I got an oil change at one of those quick lube kind of places recently. Normally, I'd go to a regular mechanic, but I was in a rush and decided to just get it done rather than wait for someone who wouldn't treat my car like a Saigon whore.
These places are fast, but do you notice how they pile on the guilt?
Mechanic: So you want an oil change?
Me: Yep, that'll do it.
Mechanic: You want the... regular.... oil? Just regular? We've got this premium blend that makes your car spit out double rainbows ...
Me: .... Nope. Just the regular oil.
Mechanic: Well, we noticed your transmission fluid looks like sludge.
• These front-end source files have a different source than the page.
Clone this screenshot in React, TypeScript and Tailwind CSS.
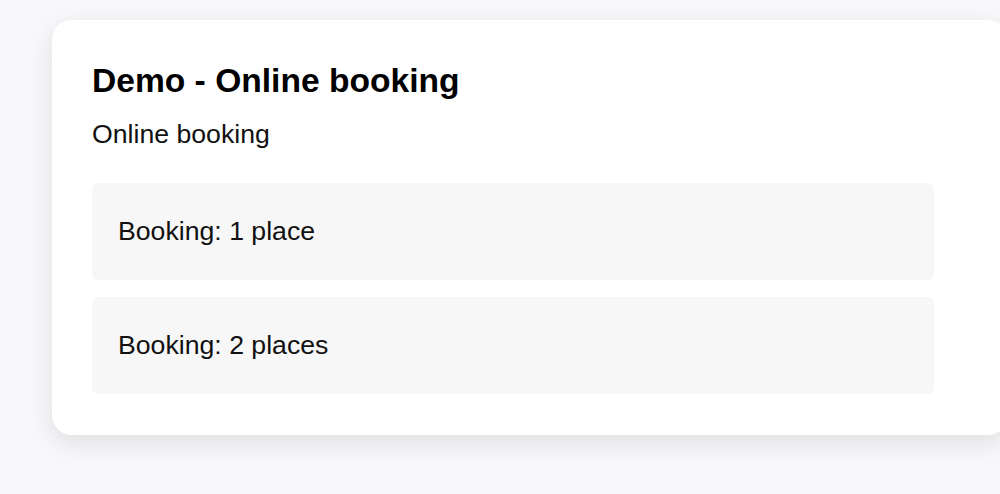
import React from 'react';

const bookings = ['Booking: 1 place', 'Booking: 2 places'];

const App: React.FC = () => {
  return (
    <div className="min-h-[494px] w-full overflow-hidden bg-[#f8f8fa] pt-5 pl-[52px] font-['Liberation_Sans',Arial,sans-serif] text-[#111]">
      <div className="w-[956px] rounded-[20px] bg-white pt-[42px] pb-[41px] pl-10 shadow-[0_8px_26px_rgba(0,0,0,0.1)]">
        <h1 className="text-[33.6px] font-bold leading-[38px] text-black">Demo - Online booking</h1>
        <p className="mt-[19px] text-[26.67px] leading-[31px]">Online booking</p>
        <div className="mt-[33px] flex w-[842px] flex-col gap-[17px]">
          {bookings.map((label) => (
            <div
              key={label}
              className="flex h-[97px] items-center rounded-md bg-[#f7f7f7] px-[26px] text-[26.67px] leading-[31px]"
            >
              {label}
            </div>
          ))}
        </div>
      </div>
    </div>
  );
};

export default App;
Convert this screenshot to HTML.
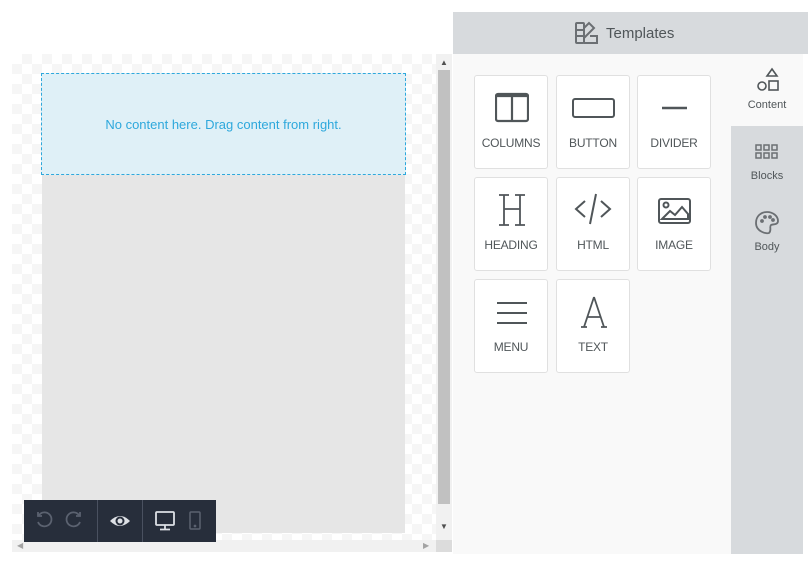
<!DOCTYPE html>
<html><head><style>
*{margin:0;padding:0;box-sizing:border-box}
body{width:808px;height:562px;background:#fff;position:relative;overflow:hidden;font-family:"Liberation Sans",sans-serif}
.abs{position:absolute}
.checker{left:12px;top:54px;width:424px;height:486px;background-color:#fff;background-image:linear-gradient(45deg,#f6f6f6 25%,transparent 25%,transparent 75%,#f6f6f6 75%),linear-gradient(45deg,#f6f6f6 25%,transparent 25%,transparent 75%,#f6f6f6 75%);background-size:20px 20px;background-position:0 0,10px 10px}
.card{position:absolute;width:74px;height:94px;background:#fff;border:1px solid #e0e0e0;border-radius:3px;text-align:center}
.card svg{position:absolute;left:20px;top:14px}
.card span{position:absolute;left:0;right:0;top:60px;font-size:12px;color:#505659;letter-spacing:-0.2px}
.tab{position:absolute;left:731px;width:72px;text-align:center;font-size:11px;color:#505659}
</style></head><body>
<div class="abs checker"></div>
<div class="abs" style="left:41px;top:73px;width:365px;height:102px;background:#dff0f7;border:1px dashed #2ea8dc;color:#2ea8dc;font-size:13px;text-align:center;line-height:102px">No content here. Drag content from right.</div>
<div class="abs" style="left:42px;top:175px;width:363px;height:358px;background:#e6e6e6"></div>
<div class="abs" style="left:436px;top:54px;width:16px;height:486px;background:#f1f1f1"></div>
<div class="abs" style="left:438px;top:70px;width:12px;height:434px;background:#c1c1c1"></div>
<div class="abs" style="left:440px;top:58px;font-size:8px;color:#505050">▲</div>
<div class="abs" style="left:440px;top:522px;font-size:8px;color:#505050">▼</div>
<div class="abs" style="left:12px;top:540px;width:424px;height:12px;background:#f1f1f1"></div>
<div class="abs" style="left:436px;top:540px;width:16px;height:12px;background:#dcdcdc"></div>
<div class="abs" style="left:17px;top:541px;font-size:8px;color:#a3a3a3">◀</div>
<div class="abs" style="left:423px;top:541px;font-size:8px;color:#a3a3a3">▶</div>
<div class="abs" style="left:24px;top:500px;width:192px;height:42px;background:#272e3b">
<svg class="abs" style="left:10px;top:10px" width="20" height="20" viewBox="0 0 20 20" fill="none" stroke="#5b6270" stroke-width="1.8"><path d="M5 5 A7 7 0 1 1 4 12"/><path d="M4 2 V6 H8"/></svg>
<svg class="abs" style="left:40px;top:10px" width="20" height="20" viewBox="0 0 20 20" fill="none" stroke="#5b6270" stroke-width="1.8"><path d="M15 5 A7 7 0 1 0 16 12"/><path d="M16 2 V6 H12"/></svg>
<div class="abs" style="left:73px;top:0;width:1px;height:42px;background:#4a5160"></div>
<svg class="abs" style="left:85px;top:11px" width="22" height="20" viewBox="0 0 22 20"><path d="M1 10 Q11 0 21 10 Q11 20 1 10Z" fill="#dde0e5"/><circle cx="11" cy="10" r="4.5" fill="#272e3b"/><circle cx="11" cy="10" r="2.5" fill="#dde0e5"/></svg>
<div class="abs" style="left:118px;top:0;width:1px;height:42px;background:#4a5160"></div>
<svg class="abs" style="left:130px;top:10px" width="22" height="22" viewBox="0 0 22 22" fill="none" stroke="#dde0e5" stroke-width="1.8"><rect x="2" y="2" width="18" height="13" rx="1"/><path d="M11 15 V19 M6 19.5 H16"/></svg>
<svg class="abs" style="left:164px;top:10px" width="14" height="22" viewBox="0 0 14 22" fill="none" stroke="#5b6270" stroke-width="1.5"><rect x="2" y="2" width="10" height="17" rx="1"/><circle cx="7" cy="16" r="0.6" fill="#5b6270"/></svg>
</div>
<div class="abs" style="left:453px;top:12px;width:355px;height:42px;background:#d7dadd"></div>
<svg class="abs" style="left:574px;top:21px" width="26" height="24" viewBox="0 0 26 24" fill="none" stroke="#6b6f73" stroke-width="2"><rect x="2" y="2" width="8" height="20" rx="1"/><path d="M2 9 H10 M2 15 H10"/><path d="M10 7 L15 2 L20 7 L10 17"/><path d="M10 22 H23 V15 H16"/></svg>
<div class="abs" style="left:606px;top:25px;font-size:15px;color:#505659">Templates</div>
<div class="abs" style="left:453px;top:54px;width:278px;height:500px;background:#f9f9f9"></div>
<div class="abs" style="left:731px;top:54px;width:72px;height:500px;background:#d7dadd"></div>
<div class="abs" style="left:731px;top:54px;width:72px;height:72px;background:#f9f9f9"></div>
<svg class="abs" style="left:755px;top:67px" width="26" height="26" viewBox="0 0 26 26" fill="none" stroke="#505659" stroke-width="1.6"><path d="M17 2 L22 9 H12 Z"/><circle cx="7" cy="19" r="4"/><rect x="14" y="14" width="9" height="9"/></svg>
<div class="tab" style="top:99px">Content</div>
<svg class="abs" style="left:755px;top:143px" width="24" height="18" viewBox="0 0 24 18" fill="none" stroke="#6b6f73" stroke-width="1.5"><rect x="1" y="2" width="5" height="5"/><rect x="9" y="2" width="5" height="5"/><rect x="17" y="2" width="5" height="5"/><rect x="1" y="10" width="5" height="5"/><rect x="9" y="10" width="5" height="5"/><rect x="17" y="10" width="5" height="5"/></svg>
<div class="tab" style="top:170px">Blocks</div>
<svg class="abs" style="left:754px;top:210px" width="26" height="26" viewBox="0 0 26 26" fill="none" stroke="#6b6f73" stroke-width="1.8"><path d="M13 2 C19 2 24 6 24 11 C24 15 19 14 17 15 C15 17 18 20 15 23 C13 24 2 22 2 13 C2 6 7 2 13 2Z"/><circle cx="8" cy="11" r="1" fill="#6b6f73"/><circle cx="11" cy="7" r="1" fill="#6b6f73"/><circle cx="16" cy="7" r="1" fill="#6b6f73"/><circle cx="19" cy="10" r="1" fill="#6b6f73"/></svg>
<div class="tab" style="top:241px">Body</div>

<div class="card" style="left:474px;top:75px"><svg width="34" height="34" viewBox="0 0 34 34" fill="none" stroke="#505659" stroke-width="2.2"><rect x="1" y="4" width="32" height="27" rx="2"/><path d="M17 4 V31 M1 6 H33"/></svg><span>COLUMNS</span></div>
<div class="card" style="left:556px;top:75px"><svg width="44" height="34" viewBox="0 0 44 34" style="left:15px" fill="none" stroke="#505659" stroke-width="2"><rect x="1" y="9" width="41" height="18" rx="2"/></svg><span>BUTTON</span></div>
<div class="card" style="left:637px;top:75px"><svg width="34" height="34" viewBox="0 0 34 34" fill="none" stroke="#505659" stroke-width="2.5"><path d="M4 18 H29"/></svg><span>DIVIDER</span></div>

<div class="card" style="left:474px;top:177px"><svg width="34" height="34" viewBox="0 0 34 34" fill="none" stroke="#505659" stroke-width="1.8"><path d="M4 3 H14 M4 33 H14 M20 3 H30 M20 33 H30 M9 3 V33 M25 3 V33 M9 17 H25"/></svg><span>HEADING</span></div>
<div class="card" style="left:556px;top:177px"><svg width="40" height="34" viewBox="0 0 40 34" style="left:16px" fill="none" stroke="#505659" stroke-width="2"><path d="M12 9 L3 17 L12 25 M28 9 L37 17 L28 25 M23 2 L17 32"/></svg><span>HTML</span></div>
<div class="card" style="left:637px;top:177px"><svg width="36" height="34" viewBox="0 0 36 34" style="left:19px" fill="none" stroke="#505659" stroke-width="2"><rect x="2" y="7" width="31" height="24" rx="2"/><circle cx="9" cy="13" r="2.5"/><path d="M5 27 L13 19 L18 23 L25 15 L31 22 V27 Z"/></svg><span>IMAGE</span></div>

<div class="card" style="left:474px;top:279px"><svg width="34" height="34" viewBox="0 0 34 34" fill="none" stroke="#505659" stroke-width="2"><path d="M2 9 H32 M2 19 H32 M2 29 H32"/></svg><span>MENU</span></div>
<div class="card" style="left:556px;top:279px"><svg width="34" height="34" viewBox="0 0 34 34" fill="none" stroke="#505659" stroke-width="1.8"><path d="M17 3 L7 33 M17 3 L27 33 M10 23 H24 M4 33 H10 M24 33 H30"/></svg><span>TEXT</span></div>
</body></html>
That'll run you about $120 to change. You do want it changed, don't you?
Me: Sludge? Like in Ghostbusters? I'm cool with that.
Mechanic (panic sets in): But you know if you don't change it within 4,000 miles, you'll have too many miles on your car for us to do that service anymore. It's sludge!
Me: Your marketing strategy is astounding. Please tell me about a Shamwow next.
Mechanic: OK, well you really should get your tires rotated. The manufacturer recommends it.
Me: Thanks, but the manufacturer has a different safety recall every month so I don't think I'll be taking their advice.
So after the guilt trip, then you see all the sneaky fees. I expected the oil change to cost about $30-$35, already above what I'd usually pay.
Then there was $8 to have the license plate bulb replaced, a bulb whose sole purpose is to help cops run your plates. A bulb that if you don't replace, cops will pull you over ... and run your plates. It's the man trying to keep me down.
They also tacked on $5 for an "upcharge." Upcharge? What's the upcharge for? Did you charge me extra for asking to get my oil changed? Isn't that the purpose of me paying you to get my oil changed? Can I ask for a "downcharge" for you being Jerky Jerkstons?
All told, it was about $65 by the time I walked out. $65 in 10 minutes. If I'm going to pay that much, I'd at least like it to end with me pulling my pants up off the ground while wearing an aura of shame.
And that's not considering them making me feel like my car would burst into flames if I didn't get a $120 transmission fluid change.
I'm sure there's an upcharge for the flames.
Do you have any tales of shameless upselling and sneaky fees?